Agriculture and aviation experts at Kansas State University have looked into the future of farming and see an inevitable role for drones in improving profits and productivity.
One of the nation’s few universities involved in the development of unmanned aircraft, Kansas State has devoted resources in its College of Agriculture and its Applied Aviation Research Center to the work for the past several years.
Kurt Barnhart, the center’s executive director, said the research began 2008 with an initial focus on drones as survey tools after the 2007 Greensburg tornado. The potential for their use in agriculture soon became evident, he said.
Barnhart was among faculty members at a recent demonstration in Lindsborg of how drones can help farmers save money in monitoring crops and livestock.
Farmers have traditionally looked for problems in crops by walking entire fields or doing spot checks, which can take hours.
“We can replace a lot of that with unmanned aircrafts,” said Gary Pierzynski, head of the College of Agriculture’s agronomy department. “You can fly an irrigation circle in 10 minutes. You can fly a section of land in 20 minutes.”
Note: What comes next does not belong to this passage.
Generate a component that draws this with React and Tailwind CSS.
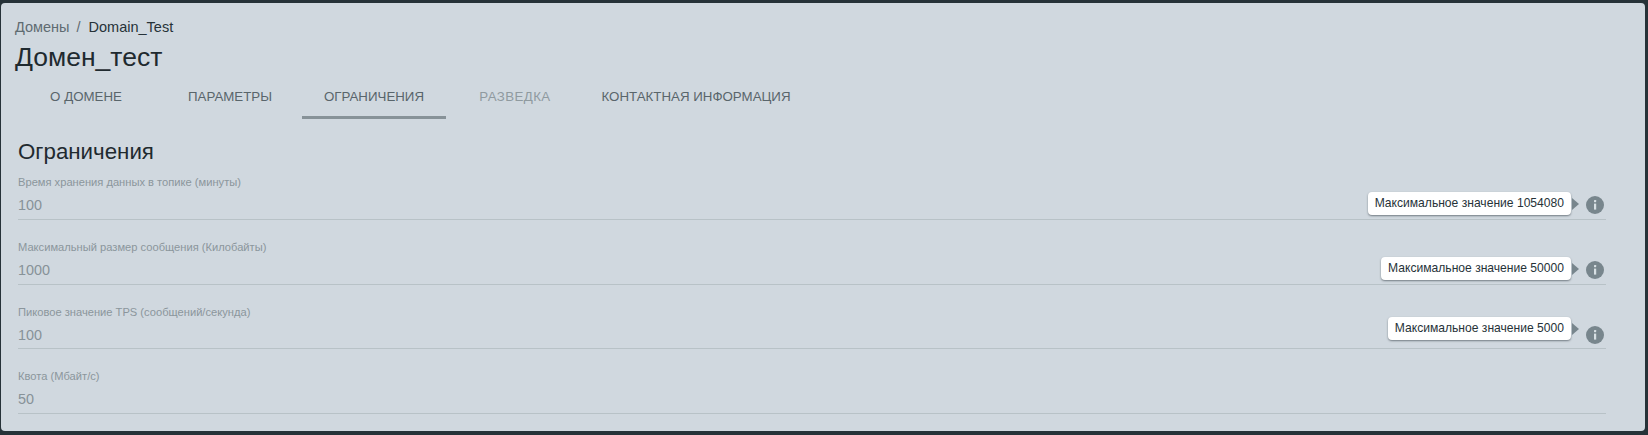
import React from "react";

const tabs = [
  { title: "О домене", width: "w-[144px]" },
  { title: "Параметры", width: "w-[144px]" },
  { title: "Ограничения", width: "w-[144px]", active: true },
  { title: "Разведка", width: "w-[138px] tracking-[0.4px]", disabled: true },
  { title: "Контактная информация", width: "w-[224px]" },
];

const fields = [
  { label: "Время хранения данных в топике (минуты)", value: "100", hint: "Максимальное значение 1054080", hintTop: "top-[17px]", height: "h-[45px]" },
  { label: "Максимальный размер сообщения (Килобайты)", value: "1000", hint: "Максимальное значение 50000", hintTop: "top-[17px]", height: "h-[45px]" },
  { label: "Пиковое значение TPS (сообщений/секунда)", value: "100", hint: "Максимальное значение 5000", hintTop: "top-[12px]", height: "h-[44px]" },
  { label: "Квота (Мбайт/с)", value: "50", height: "h-[45px]" },
];

const InfoIcon = () => (
  <svg width="18" height="18" viewBox="0 0 18 18" className="block">
    <circle cx="9" cy="9" r="9" fill="#78868d" />
    <rect x="8" y="4" width="2.2" height="2.2" rx="0.6" fill="#d8e0e4" />
    <rect x="8" y="7.6" width="2.2" height="6" fill="#d8e0e4" />
  </svg>
);

const Field = ({ label, value, hint, hintTop, height }) => (
  <div className={`relative mb-[20px] ${height} border-b border-[#b8c2c7] pt-[1px]`}>
    <div className="text-[11.15px] leading-[13px] text-[#8b969c]">{label}</div>
    <div className="mt-[6px] text-[14.4px] leading-[20px] text-[#879298]">{value}</div>
    {hint && (
      <>
        <div className={`absolute right-[27px] ${hintTop} flex items-center`}>
          <div className="rounded-[4px] bg-white px-[7px] py-[4px] text-[12.1px] leading-[15px] text-[#263238] shadow-[0_1px_2px_rgba(38,50,56,0.55)]">
            {hint}
          </div>
          <div className="ml-[1px] h-0 w-0 border-y-[6px] border-l-[7px] border-y-transparent border-l-[#78868d]" />
        </div>
        <div className="absolute right-[2px] top-[21px]">
          <InfoIcon />
        </div>
      </>
    )}
  </div>
);

const App = () => {
  return (
    <div className="h-[435px] w-full bg-[#263238] pb-[4px] pl-[1px] pr-[3px] pt-[3px] font-['Liberation_Sans',sans-serif]">
      <div className="h-full rounded-[4px] bg-[#d0d8df]">
        <div className="pl-[13px] pt-[15px]">
          <div className="flex pl-[1px] text-[14.5px] leading-[18px]">
            <span className="text-[#5f6b71]">Домены</span>
            <span className="ml-[7px] mr-[8px] text-[#5f6b71]">/</span>
            <span className="text-[#263238]">Domain_Test</span>
          </div>
          <h1 className="mt-[3px] pl-[1px] text-[26.5px] font-normal leading-[36px] text-[#1f2a2f]">Домен_тест</h1>
          <div className="mt-[1px] flex">
            {tabs.map(({ title, width, active, disabled }) => (
              <div
                key={title}
                className={`flex h-[43px] ${width} items-center justify-center whitespace-nowrap border-b-[3px] pt-[2px] text-[13.3px] uppercase leading-[16px] ${
                  active ? "border-[#879298]" : "border-transparent"
                } ${disabled ? "text-[#8f9a9f]" : "text-[#59656b]"}`}
              >
                {title}
              </div>
            ))}
          </div>
        </div>
        <div className="pl-[17px] pr-[39px] pt-[18px]">
          <h2 className="text-[22.3px] font-normal leading-[30px] text-[#1f2a2f]">Ограничения</h2>
          <div className="mt-[8px]">
            {fields.map((f) => (
              <Field key={f.label} {...f} />
            ))}
          </div>
        </div>
      </div>
    </div>
  );
};

export default App;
The aircraft will allow farmers to map out their fields using infrared imagery to detect how the crop is growing. Areas pictured in green show a healthy crop, while darker, redder areas show plant stress, possibly from lower nitrogen in the soil or maybe pests.
Instead of spraying the entire crop, farmers can pinpoint troubled areas and treat them accordingly.
For livestock producers, drones can replace the time and expense of driving into pastures to count animals and check pond levels, agronomy professor Kevin Price said. He also sees them as useful for feedlots in monitoring feed bunkers and consumption.
“These are not spy devices,” Price said. “Farmers are going to love these drones. In essence, it will make them better managers, better farmers. It will save them on chemicals and help them make more money.”
Bret Chilcott, who operates AGEagle out of Neodesha, expects his fledgling company to begin selling unmanned aircraft to farmers by next month. They’ll be priced at less than $7,000, he said.
“We’ve been working with K-State for the past year,” he said, adding that the technology he is developing will allow farmers to download imagery within 20 minutes.